Sunday, March 20, 2011

# 13 - Savage Grace by Natalie Robins and Steven M. L. Aronson

Family biography, true crime, horror story. This is the story of the Baeklands, a rich and prominent American family. The elder Baekland made his fortune by inventing Bakelite, a popular plastic.

Leo Baekland was a grandson of the original Baekland. He was, like his father, a bit eccentric and got into all sorts of hobbies, instead, of just, you know, working. He got married to a beautiful "actress" Barbara Daly, and from there flows their tragic tale.

They were living the life of social butterflies, flitting around Europe, hosting parties, and hanging out with famous people. They also son, Anthony, who they took around with them in their travels.

The family relationship was tumultuous to say the least. There were loud fights, adulterous relations, and possible incest. Finally, Leo Baekland left his family for his mistress, who was supposedly Anthony's ex girlfriend. Naturally, the story ends in tragedy for all involved.

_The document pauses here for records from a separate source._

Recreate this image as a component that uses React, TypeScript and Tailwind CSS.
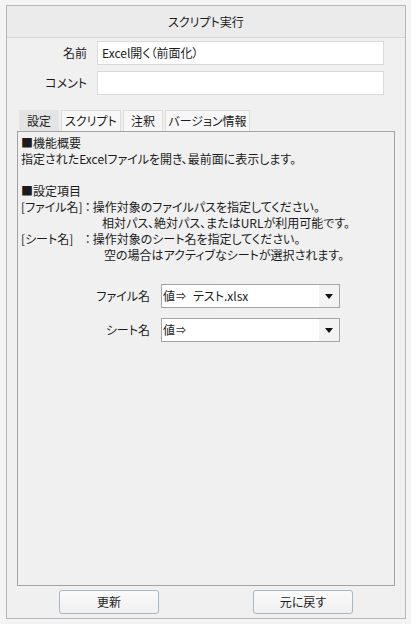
import React from "react";

const font = "[font-family:'Noto_Sans_CJK_JP','Noto_Sans',sans-serif] [font-feature-settings:'palt']";

const tabs = [
  { label: "設定", w: "w-[40px]", active: true },
  { label: "スクリプト", w: "w-[60px]" },
  { label: "注釈", w: "w-[40px]" },
  { label: "バージョン情報", w: "w-[85px]" },
];

function Arrow() {
  return (
    <svg width="8" height="5" viewBox="0 0 8 5">
      <path d="M0 0 L8 0 L4 5 Z" fill="#111" />
    </svg>
  );
}

function Combo({ value }: { value?: string }) {
  return (
    <div className="flex h-[24px] w-[179px] border border-[#a5a5a5] bg-white">
      <div className="flex flex-1 items-center pl-[1px]">
        <span>値</span>
        <span className="ml-[1px] text-[10px] text-[#333]">⇒</span>
        {value && <span className="ml-[7px]">{value}</span>}
      </div>
      <div className="flex w-[20px] items-center justify-center bg-[#f3f3f3]">
        <Arrow />
      </div>
    </div>
  );
}

export default function App() {
  return (
    <div className={`h-[624px] w-[411px] bg-[#f4f4f4] pl-[6px] pt-[5px] text-[12px] text-[#1b1b1b] ${font}`}>
      <div className="flex h-[614px] w-[400px] flex-col border border-[#b8b8b8] bg-[#f0f0f0]">
        <div className="flex h-[32px] items-center justify-center border-b border-[#d6d6d6] bg-[#ebebeb]">
          スクリプト実行
        </div>

        <div className="pt-[3px]">
          <div className="flex items-center">
            <span className="w-[80px] text-right">名前</span>
            <div className="ml-[10px] flex h-[24px] w-[287px] items-center border border-[#dadada] bg-white px-[4px]">
              Excel開く（前面化）
            </div>
          </div>
          <div className="mt-[6px] flex items-center">
            <span className="w-[80px] text-right">コメント</span>
            <div className="ml-[10px] h-[24px] w-[287px] border border-[#dadada] bg-white" />
          </div>
        </div>

        <div className="ml-[12px] mt-[15px] flex h-[21px] gap-[2px]">
          {tabs.map((t) => (
            <div
              key={t.label}
              className={`${t.w} flex items-center justify-center border border-b-0 ${
                t.active ? "border-[#e4e4e4] bg-[#e4e4e4]" : "border-[#dcdcdc] bg-[#f7f7f7]"
              }`}
            >
              {t.label}
            </div>
          ))}
        </div>

        <div className="mx-[10px] flex-1 border border-[#a3a3a3] bg-[#f0f0f0] pl-[3px] pt-[3px] leading-[16px]">
          <div>■機能概要</div>
          <div>指定されたExcelファイルを開き、最前面に表示します。</div>
          <div className="h-[16px]" />
          <div>■設定項目</div>
          <div className="grid grid-cols-[auto_auto_1fr] whitespace-nowrap">
            <span>[ファイル名]</span>
            <span className="px-[2px]">：</span>
            <span>操作対象のファイルパスを指定してください。</span>
            <span className="col-span-3 pl-[81px]">相対パス、絶対パス、またはURLが利用可能です。</span>
            <span>[シート名]</span>
            <span className="px-[2px]">：</span>
            <span>操作対象のシート名を指定してください。</span>
            <span className="col-span-3 pl-[83px]">空の場合はアクティブなシートが選択されます。</span>
          </div>

          <div className="mt-[21px] flex items-center">
            <span className="w-[129px] text-right">ファイル名</span>
            <div className="ml-[11px]">
              <Combo value="テスト.xlsx" />
            </div>
          </div>
          <div className="mt-[10px] flex items-center">
            <span className="w-[129px] text-right">シート名</span>
            <div className="ml-[11px]">
              <Combo />
            </div>
          </div>
        </div>

        <div className="flex gap-[94px] py-[4px] pl-[52px]">
          <button className="h-[24px] w-[100px] rounded-[3px] border border-[#a7b6c9] bg-gradient-to-b from-[#fafafa] to-[#f0f0f0]">
            更新
          </button>
          <button className="h-[24px] w-[100px] rounded-[3px] border border-[#a7b6c9] bg-gradient-to-b from-[#fafafa] to-[#f0f0f0]">
            元に戻す
          </button>
        </div>
      </div>
    </div>
  );
}
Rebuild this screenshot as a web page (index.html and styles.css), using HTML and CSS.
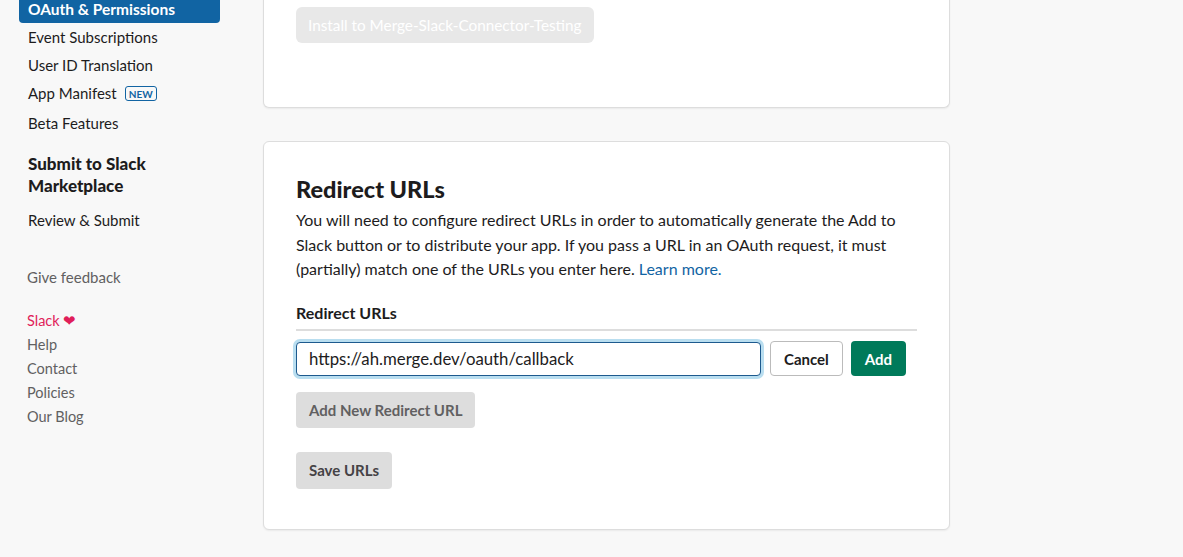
FILE: index.html
```html
<!DOCTYPE html>
<html lang="en">
<head>
  <meta charset="UTF-8" />
  <title>Redirect URLs</title>
  <link rel="stylesheet" href="styles.css">
</head>
<body>
  <div class="page">
    <aside class="sidebar">
      <ul class="nav">
        <li class="nav-item active">OAuth &amp; Permissions</li>
        <li class="nav-item">Event Subscriptions</li>
        <li class="nav-item">User ID Translation</li>
        <li class="nav-item">App Manifest <span class="badge">NEW</span></li>
        <li class="nav-item">Beta Features</li>
      </ul>
      <h3 class="nav-heading">Submit to Slack Marketplace</h3>
      <ul class="nav">
        <li class="nav-item">Review &amp; Submit</li>
      </ul>
      <p class="feedback">Give feedback</p>
      <ul class="footer-links">
        <li class="slack">Slack <span class="heart">&#10084;</span></li>
        <li>Help</li>
        <li>Contact</li>
        <li>Policies</li>
        <li>Our Blog</li>
      </ul>
    </aside>

    <main class="content">
      <section class="card card-install">
        <button class="btn btn-disabled" disabled>Install to Merge-Slack-Connector-Testing</button>
      </section>

      <section class="card">
        <h2>Redirect URLs</h2>
        <p class="desc">You will need to configure redirect URLs in order to automatically generate the Add to Slack button or to distribute your app. If you pass a URL in an OAuth request, it must (partially) match one of the URLs you enter here. <a href="#">Learn more.</a></p>
        <div class="field-label">Redirect URLs</div>
        <div class="url-row">
          <input type="text" class="url-input" value="https://ah.merge.dev/oauth/callback" />
          <button class="btn btn-outline">Cancel</button>
          <button class="btn btn-primary">Add</button>
        </div>
        <button class="btn btn-gray">Add New Redirect URL</button>
        <button class="btn btn-gray save">Save URLs</button>
      </section>
    </main>
  </div>
</body>
</html>
```

FILE: styles.css
```css
body {
  margin: 0;
  background: #f8f8f8;
  font-family: Lato, "Open Sans", sans-serif;
  color: #1d1c1d;
  overflow: hidden;
}

.page {
  display: flex;
  margin-top: -5px;
}

/* Sidebar */
.sidebar {
  width: 244px;
  padding-left: 19px;
  flex-shrink: 0;
}

.nav {
  list-style: none;
  margin: 0;
  padding: 0;
}

.nav-item {
  width: 183px;
  padding: 4px 9px;
  font-size: 15px;
  line-height: 20px;
  border-radius: 4px;
  display: flex;
  align-items: center;
  gap: 8px;
}

.nav-item.active {
  background: #1164a3;
  color: #fff;
  font-weight: bold;
  font-size: 15.5px;
}

.nav-item:last-child {
  margin-top: 2px;
}

.badge {
  font-size: 10px;
  font-weight: bold;
  color: #1264a3;
  border: 1px solid #1264a3;
  border-radius: 3px;
  padding: 1px 3px 0;
  line-height: 12px;
}

.nav-heading {
  width: 170px;
  margin: 16px 0 9px 9px;
  font-size: 17px;
  line-height: 22px;
  font-weight: 900;
}

.feedback {
  margin: 34px 0 0 8px;
  font-size: 15px;
  color: #616061;
}

.footer-links {
  list-style: none;
  margin: 22px 0 0 8px;
  padding: 0;
  font-size: 14.5px;
  line-height: 24px;
  color: #616061;
}

.footer-links .slack {
  color: #e01e5a;
}

.heart {
  font-size: 15px;
}

/* Cards */
.content {
  width: 687px;
}

.card {
  background: #fff;
  border: 1px solid #dddddd;
  border-radius: 6px;
  box-shadow: 0 1px 2px rgba(0, 0, 0, 0.06);
  padding: 32px 32px 40px;
  margin-bottom: 33px;
}

.card-install {
  border-top: none;
  border-radius: 0 0 6px 6px;
  padding: 12px 32px 64px;
}

.card h2 {
  margin: 0 0 4px;
  font-size: 23.5px;
  line-height: 30px;
  font-weight: 900;
}

.desc {
  margin: 0 0 21px;
  font-size: 16px;
  line-height: 24.5px;
}

.desc a {
  color: #1264a3;
  text-decoration: none;
}

.field-label {
  font-size: 16px;
  font-weight: bold;
  line-height: 20px;
  padding-bottom: 6px;
  border-bottom: 2px solid #dddddd;
  margin-bottom: 9px;
}

.url-row {
  display: flex;
  align-items: center;
  gap: 8px;
  margin-bottom: 14px;
}

.url-input {
  width: 465px;
  height: 34px;
  box-sizing: border-box;
  margin: 2px 1px 2px 0;
  padding: 0 12px;
  font-family: inherit;
  font-size: 16.8px;
  color: #1d1c1d;
  border: 1px solid #1d5a8e;
  border-radius: 4px;
  box-shadow: 0 0 0 3px #b9def0;
  outline: none;
}

.btn {
  display: block;
  font-family: inherit;
  font-size: 15px;
  font-weight: bold;
  height: 36px;
  padding: 0 13px;
  border-radius: 4px;
  border: none;
  cursor: pointer;
}

.btn-disabled {
  background: #e8e8e8;
  color: #fff;
  border-radius: 6px;
  padding: 0 12px;
  font-size: 15.3px;
  font-weight: normal;
}

.btn-outline {
  background: #fff;
  color: #1d1c1d;
  border: 1px solid #bbbbbb;
  height: 35px;
}

.btn-primary {
  background: #007a5a;
  color: #fff;
  height: 35px;
  padding: 0 14px;
}

.btn-gray {
  background: #dddddd;
  color: #616061;
}

.save {
  margin-top: 24px;
  height: 37px;
  color: #454245;
}
```
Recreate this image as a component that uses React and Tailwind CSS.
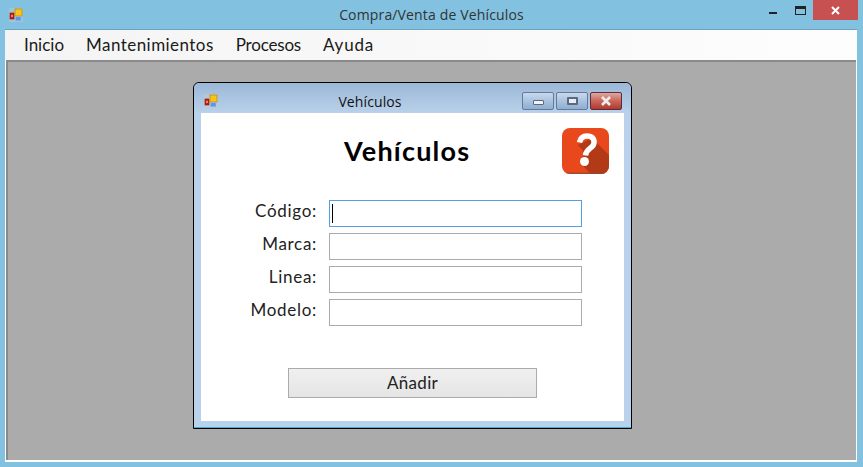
const gothic = "font-['Lato',sans-serif]";

function AppIcon({ className }) {
  return (
    <svg className={className} width="14" height="14" viewBox="0 0 14 14">
      <rect x="0" y="0" width="14" height="14" fill="#c9c9c9" opacity="0.45" />
      <rect x="1" y="5" width="4" height="6" fill="#c81c10" stroke="#8a1208" strokeWidth="0.6" />
      <rect x="2.3" y="6.8" width="1.4" height="2.2" fill="#f2b0a0" />
      <rect x="6" y="1" width="7" height="7" fill="#f5c518" stroke="#c48a10" strokeWidth="0.8" />
      <rect x="6.5" y="8.8" width="5.5" height="4" fill="#5b97e8" stroke="#9dbdea" strokeWidth="0.5" />
    </svg>
  );
}

function HelpIcon() {
  return (
    <svg width="47" height="47" viewBox="0 0 47 47">
      <defs>
        <clipPath id="helpClip">
          <rect x="0" y="0" width="47" height="46" rx="8" />
        </clipPath>
      </defs>
      <g clipPath="url(#helpClip)">
        <rect width="47" height="47" fill="#e8481c" />
        <path d="M16 17 L30 10 L47 27 L47 47 L30 47 L18 35 L22 24 Z" fill="#b23a16" />
        <rect y="44.5" width="47" height="2.5" fill="#8d4a32" opacity="0.7" />
      </g>
      <path
        d="M17.5 14.5 C18.5 9.5 22 8 25 8 C30 8 32.5 11 32 15 C31.5 20.5 24 20 23.5 27.5"
        fill="none"
        stroke="#fff"
        strokeWidth="5.5"
      />
      <circle cx="22.5" cy="33.5" r="4.5" fill="#fff" />
    </svg>
  );
}

function ChildButton({ children, close }) {
  return (
    <div
      className={`flex items-center justify-center w-[32px] h-[18px] rounded-[2px] border ${
        close
          ? "border-[#5e2a3c] bg-gradient-to-b from-[#dca99f] via-[#c8655a] to-[#b0392d]"
          : "border-[#64799b] bg-gradient-to-b from-[#c9d9ec] via-[#a9c3e0] to-[#90aecf]"
      }`}
    >
      {children}
    </div>
  );
}

function Field({ label, active }) {
  return (
    <div className="flex items-center mb-[6px]">
      <label className="w-[116px] text-right text-[17px] tracking-[0.7px] text-[#222] -mt-[6px]">{label}</label>
      <div className="relative ml-[12px]">
        <input
          readOnly
          className={`block w-[253px] h-[27px] bg-white border outline-none ${active ? "border-[#569de5]" : "border-[#ababab]"}`}
        />
        {active && <div className="absolute left-[3px] top-[4px] w-[1px] h-[19px] bg-black" />}
      </div>
    </div>
  );
}

function ChildWindow() {
  return (
    <div className="absolute left-[185px] top-[20px] w-[439px] h-[347px] border border-black rounded-t-[6px] bg-[#b9d1ea] flex flex-col">
      <div className="h-[30px] shrink-0 flex items-center pt-[6px] pl-[10px] pr-[9px] rounded-t-[6px] bg-gradient-to-b from-[#9cb8d8] to-[#b9d1ea]">
        <AppIcon />
        <div className="flex-1 text-center text-[14px] text-[#111] font-['Open_Sans',sans-serif] pr-[4px] pl-[4px] tracking-[0.1px]">Vehículos</div>
        <div className="flex gap-[2px]">
          <ChildButton>
            <div className="w-[11px] h-[5px] mt-[3px] bg-[#f2f2f2] border border-[#5c6880] rounded-[1px]" />
          </ChildButton>
          <ChildButton>
            <div className="w-[11px] h-[8px] border-2 border-[#5c6880] bg-[#e8eef6] rounded-[1px]" />
          </ChildButton>
          <ChildButton close>
            <svg width="12" height="10" viewBox="0 0 12 10">
              <path d="M2 1 L10 9 M10 1 L2 9" stroke="#eee" strokeWidth="2.6" />
            </svg>
          </ChildButton>
        </div>
      </div>
      <div className={`mx-[7px] h-[308px] shrink-0 bg-white ${gothic}`}>
        <div className="flex items-center pt-[15px]">
          <h1 className="ml-[143px] w-[125px] -mt-[2px] text-[27px] leading-[46px] font-bold text-black whitespace-nowrap tracking-[1.2px]">Vehículos</h1>
          <div className="ml-[93px]">
            <HelpIcon />
          </div>
        </div>
        <div className="mt-[25px]">
          <Field label="Código:" active />
          <Field label="Marca:" />
          <Field label="Linea:" />
          <Field label="Modelo:" />
        </div>
        <button className="block ml-[87px] mt-[42px] w-[249px] h-[30px] border border-[#ababab] bg-gradient-to-b from-[#f0f0f0] to-[#e5e5e5] text-[17px] tracking-[0.3px] text-[#222]">
          Añadir
        </button>
      </div>
      <div className="flex-1 border-b border-[#3fb0d0]" />
    </div>
  );
}

export default function App() {
  return (
    <div className="w-[863px] h-[467px] bg-[#82c2e0] flex flex-col overflow-hidden font-['Open_Sans',sans-serif]">
      <div className="h-[29px] shrink-0 relative flex items-center justify-center">
        <AppIcon className="absolute left-[9px] top-[8px]" />
        <span className="text-[14px] text-[#333] tracking-[0.15px]">Compra/Venta de Vehículos</span>
        <div className="absolute right-[5px] top-0 flex items-start">
          <div className="w-[8px] h-[2px] mt-[12px] mr-[18px] bg-[#222]" />
          <div className="w-[11px] h-[9px] mt-[6px] mr-[7px] border border-[#222] border-t-[3px]" />
          <div className="w-[45px] h-[20px] bg-[#c75050] flex items-center justify-center">
            <svg width="9" height="9" viewBox="0 0 9 9">
              <path d="M1 1 L8 8 M8 1 L1 8" stroke="#fff" strokeWidth="2" />
            </svg>
          </div>
        </div>
      </div>
      <div className="mx-[5px] w-[852px] h-[433px] shrink-0 flex flex-col border-t border-[#6ea3bd] bg-white">
        <nav className={`h-[30px] shrink-0 bg-gradient-to-r from-[#f4f4f4] to-[#fdfdfd] flex items-center pl-[19px] gap-[22px] text-[17px] text-[#1a1a1a] ${gothic}`}>
          <span>Inicio</span>
          <span className="tracking-[0.45px]">Mantenimientos</span>
          <span className="tracking-[-0.2px]">Procesos</span>
          <span className="tracking-[0.8px]">Ayuda</span>
        </nav>
        <main className="relative h-[400px] shrink-0 mx-[1px] bg-[#ababab] border-t-2 border-l-2 border-[#8a8a8a]">
          <ChildWindow />
        </main>
      </div>
    </div>
  );
}
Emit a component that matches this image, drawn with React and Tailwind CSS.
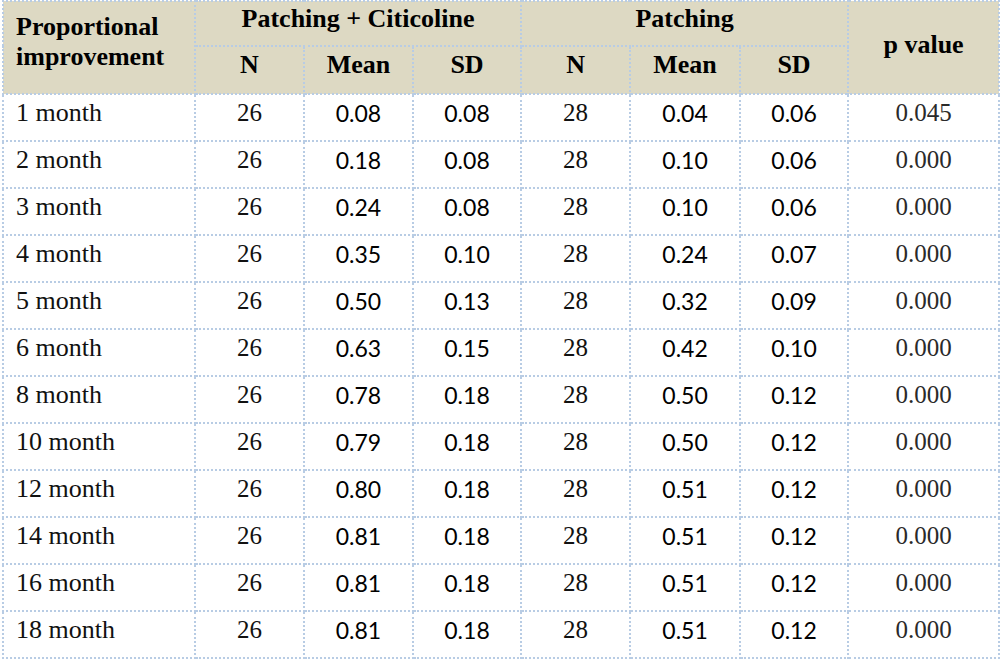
export default function App() {
  const rows = [
    ["1 month", "0.08", "0.08", "0.04", "0.06", "0.045"],
    ["2 month", "0.18", "0.08", "0.10", "0.06", "0.000"],
    ["3 month", "0.24", "0.08", "0.10", "0.06", "0.000"],
    ["4 month", "0.35", "0.10", "0.24", "0.07", "0.000"],
    ["5 month", "0.50", "0.13", "0.32", "0.09", "0.000"],
    ["6 month", "0.63", "0.15", "0.42", "0.10", "0.000"],
    ["8 month", "0.78", "0.18", "0.50", "0.12", "0.000"],
    ["10 month", "0.79", "0.18", "0.50", "0.12", "0.000"],
    ["12 month", "0.80", "0.18", "0.51", "0.12", "0.000"],
    ["14 month", "0.81", "0.18", "0.51", "0.12", "0.000"],
    ["16 month", "0.81", "0.18", "0.51", "0.12", "0.000"],
    ["18 month", "0.81", "0.18", "0.51", "0.12", "0.000"],
  ];
  const serif = "font-['Liberation_Serif',serif]";
  const sans = "font-['Lato',sans-serif]";
  const bd = "border-2 border-dotted border-[#b8cce4]";
  const th = `${bd} ${serif} font-bold text-[26px] leading-[30px] text-black text-center align-top`;
  const td = `${bd} h-[47px] align-top pt-[3px] leading-[30px] text-center`;
  return (
    <div className="w-[1000px] h-[660px] bg-white overflow-hidden pl-[2px]">
      <table className="table-fixed border-collapse w-[996px]">
        <colgroup>
          <col className="w-[192px]" />
          <col className="w-[109px]" />
          <col className="w-[109px]" />
          <col className="w-[108px]" />
          <col className="w-[109px]" />
          <col className="w-[110px]" />
          <col className="w-[108px]" />
          <col className="w-[151px]" />
        </colgroup>
        <thead className="bg-[#ddd9c3]">
          <tr className="h-[45px]">
            <th rowSpan={2} className={`${th} !text-left pl-[12px] pt-[10px]`}>
              Proportional improvement
            </th>
            <th colSpan={3} className={`${th} pt-[2px]`}>
              Patching + Citicoline
            </th>
            <th colSpan={3} className={`${th} pt-[2px]`}>
              Patching
            </th>
            <th rowSpan={2} className={`${th} !align-middle pb-[6px]`}>
              p value
            </th>
          </tr>
          <tr className="h-[48px]">
            <th className={`${th} pt-[3px]`}>N</th>
            <th className={`${th} pt-[3px]`}>Mean</th>
            <th className={`${th} pt-[3px]`}>SD</th>
            <th className={`${th} pt-[3px]`}>N</th>
            <th className={`${th} pt-[3px]`}>Mean</th>
            <th className={`${th} pt-[3px]`}>SD</th>
          </tr>
        </thead>
        <tbody>
          {rows.map((r) => (
            <tr key={r[0]}>
              <td className={`${td} ${serif} text-[26px] text-[#111] !text-left pl-[12px]`}>{r[0]}</td>
              <td className={`${td} ${serif} text-[25px] text-[#111]`}>26</td>
              <td className={`${td} ${sans} text-[23px] text-black`}>{r[1]}</td>
              <td className={`${td} ${sans} text-[23px] text-black`}>{r[2]}</td>
              <td className={`${td} ${serif} text-[25px] text-[#111]`}>28</td>
              <td className={`${td} ${sans} text-[23px] text-black`}>{r[3]}</td>
              <td className={`${td} ${sans} text-[23px] text-black`}>{r[4]}</td>
              <td className={`${td} ${serif} text-[25px] text-[#2a2a2a]`}>{r[5]}</td>
            </tr>
          ))}
        </tbody>
      </table>
    </div>
  );
}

The story us told through the statements of friends and relatives of the family, and even Leo Baekland himself. While reading, I kept asking myself, wow, are they really that articulate, even poetic at times? I guess it's possible, the circle being mostly rich socialites and artists. But I didn't really find that way of telling the story successful. It was a bit repetitive with different people saying the same thing over and over again. I mean, a story that juicy (murder, incest, adultery, homosexuality, CRAY-CRAY), should be anything but boring, but it really was, in some parts.

Plus, maybe I'm dense or whatever, but I really didn't really feel that I had an understanding or insight into the psyche of the subjects. I don't know. But what I do know is that they were supremely fucked up. It was a bit scary in a way, because when one has children, as I do, we always imagine what would happen if our kids end up as fucked up as the kids in the news. It was extra scary for me because I do see a little of myself in Barbara. Not the incest, obvs, but just that I am slightly (ok more) domineering and very intense at times, and a bit cold at times. I am trying really hard not to bring that kind of stuff to my kids, but its scary, just the same.

Do I guess the book succeeds in the sense that it is a cautionary tale (not to go cavorting in Europe and living the rich life. haha), but it didn't succeed in engaging me and making me understand what's behind these mad acts.